■ GIVEN INFORMATION:
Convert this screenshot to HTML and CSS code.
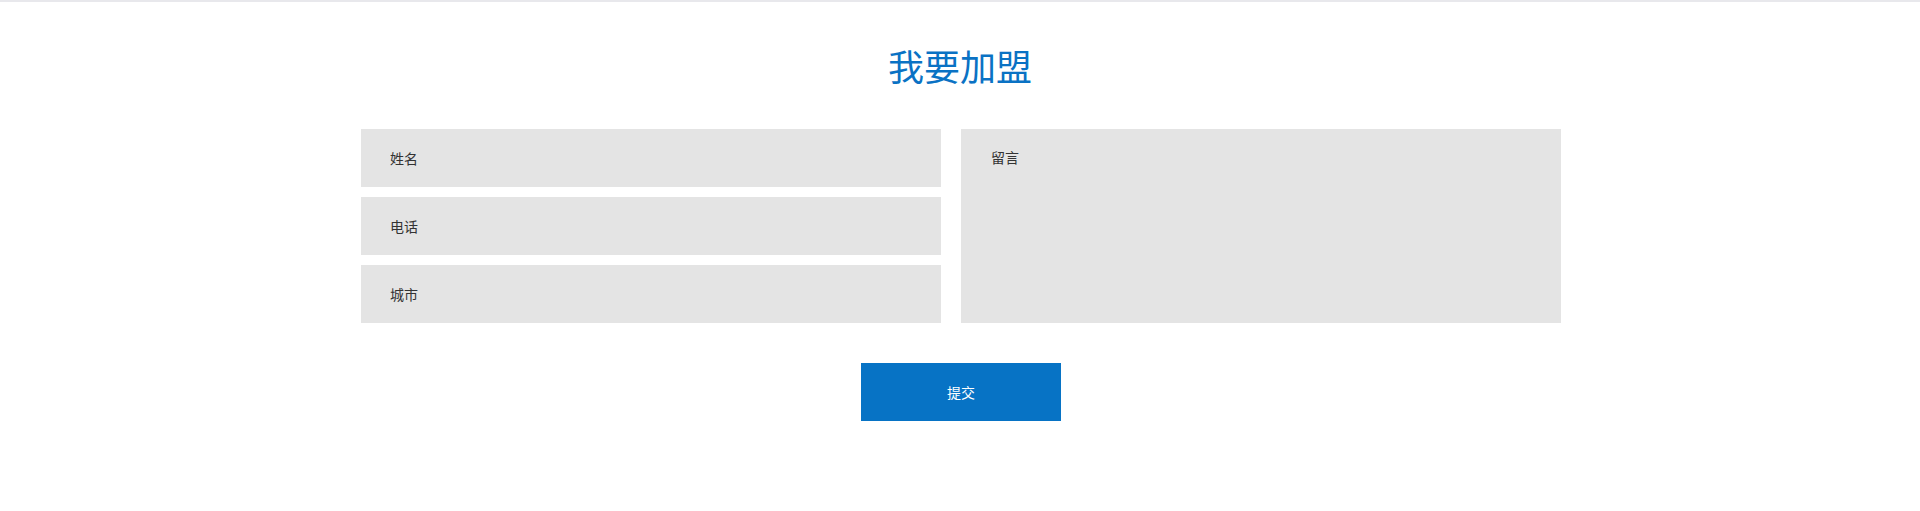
FILE: index.html
```html
<!DOCTYPE html>
<html lang="zh-CN">
<head>
  <meta charset="UTF-8" />
  <meta name="viewport" content="width=device-width, initial-scale=1.0"/>
  <title>我要加盟</title>
  <link rel="stylesheet" href="styles.css">
</head>
<body>
  <div class="join">
    <h2 class="join-title">我要加盟</h2>
    <form class="join-form">
      <div class="fields">
        <input type="text" class="field" placeholder="姓名">
        <input type="text" class="field" placeholder="电话">
        <input type="text" class="field" placeholder="城市">
      </div>
      <textarea class="message" placeholder="留言"></textarea>
    </form>
    <div class="actions">
      <button type="button" class="submit">提交</button>
    </div>
  </div>
</body>
</html>
```

FILE: styles.css
```css
:root {
  --primary: #0773c5;
  --field: #e4e4e4;
  --text: #333333;
}

body {
  margin: 0;
  padding: 0;
  border-top: 2px solid #e8e8ec;
  background: #ffffff;
  font-family: "Noto Sans CJK SC", "Noto Sans", sans-serif;
  color: var(--text);
}

.join {
  width: 1200px;
  margin: 0 auto;
}

.join-title {
  margin: 0;
  padding-top: 36px;
  font-size: 36px;
  line-height: 54px;
  font-weight: normal;
  text-align: center;
  color: #0a72c4;
}

.join-form {
  display: grid;
  grid-template-columns: 580px 600px;
  column-gap: 20px;
  margin: 37px 0 0 1px;
}

.fields {
  display: flex;
  flex-direction: column;
  gap: 10px;
}

.field,
.message {
  box-sizing: border-box;
  border: none;
  outline: none;
  background: var(--field);
  font-family: inherit;
  font-size: 14px;
  color: var(--text);
}

.field {
  height: 58px;
  padding: 0 29px;
}

.message {
  height: 194px;
  padding: 18px 30px;
  line-height: 20px;
  resize: none;
}

.field::placeholder,
.message::placeholder {
  color: var(--text);
  opacity: 1;
}

.actions {
  display: flex;
  justify-content: center;
  margin-top: 40px;
  padding-left: 2px;
}

.submit {
  width: 200px;
  height: 58px;
  border: none;
  background: var(--primary);
  color: #ffffff;
  font-family: inherit;
  font-size: 14px;
  cursor: pointer;
}
```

■ DIRECTIONS:
Each line of the data is to be duplicated exactly; pictures stay out of the copy.

■ PROBLEM SOLUTION:
Convert this screenshot to HTML and CSS code.
FILE: index.html
```html
<!DOCTYPE html>
<html lang="zh-CN">
<head>
  <meta charset="UTF-8" />
  <meta name="viewport" content="width=device-width, initial-scale=1.0"/>
  <title>我要加盟</title>
  <link rel="stylesheet" href="styles.css">
</head>
<body>
  <div class="join">
    <h2 class="join-title">我要加盟</h2>
    <form class="join-form">
      <div class="fields">
        <input type="text" class="field" placeholder="姓名">
        <input type="text" class="field" placeholder="电话">
        <input type="text" class="field" placeholder="城市">
      </div>
      <textarea class="message" placeholder="留言"></textarea>
    </form>
    <div class="actions">
      <button type="button" class="submit">提交</button>
    </div>
  </div>
</body>
</html>
```

FILE: styles.css
```css
:root {
  --primary: #0773c5;
  --field: #e4e4e4;
  --text: #333333;
}

body {
  margin: 0;
  padding: 0;
  border-top: 2px solid #e8e8ec;
  background: #ffffff;
  font-family: "Noto Sans CJK SC", "Noto Sans", sans-serif;
  color: var(--text);
}

.join {
  width: 1200px;
  margin: 0 auto;
}

.join-title {
  margin: 0;
  padding-top: 36px;
  font-size: 36px;
  line-height: 54px;
  font-weight: normal;
  text-align: center;
  color: #0a72c4;
}

.join-form {
  display: grid;
  grid-template-columns: 580px 600px;
  column-gap: 20px;
  margin: 37px 0 0 1px;
}

.fields {
  display: flex;
  flex-direction: column;
  gap: 10px;
}

.field,
.message {
  box-sizing: border-box;
  border: none;
  outline: none;
  background: var(--field);
  font-family: inherit;
  font-size: 14px;
  color: var(--text);
}

.field {
  height: 58px;
  padding: 0 29px;
}

.message {
  height: 194px;
  padding: 18px 30px;
  line-height: 20px;
  resize: none;
}

.field::placeholder,
.message::placeholder {
  color: var(--text);
  opacity: 1;
}

.actions {
  display: flex;
  justify-content: center;
  margin-top: 40px;
  padding-left: 2px;
}

.submit {
  width: 200px;
  height: 58px;
  border: none;
  background: var(--primary);
  color: #ffffff;
  font-family: inherit;
  font-size: 14px;
  cursor: pointer;
}
```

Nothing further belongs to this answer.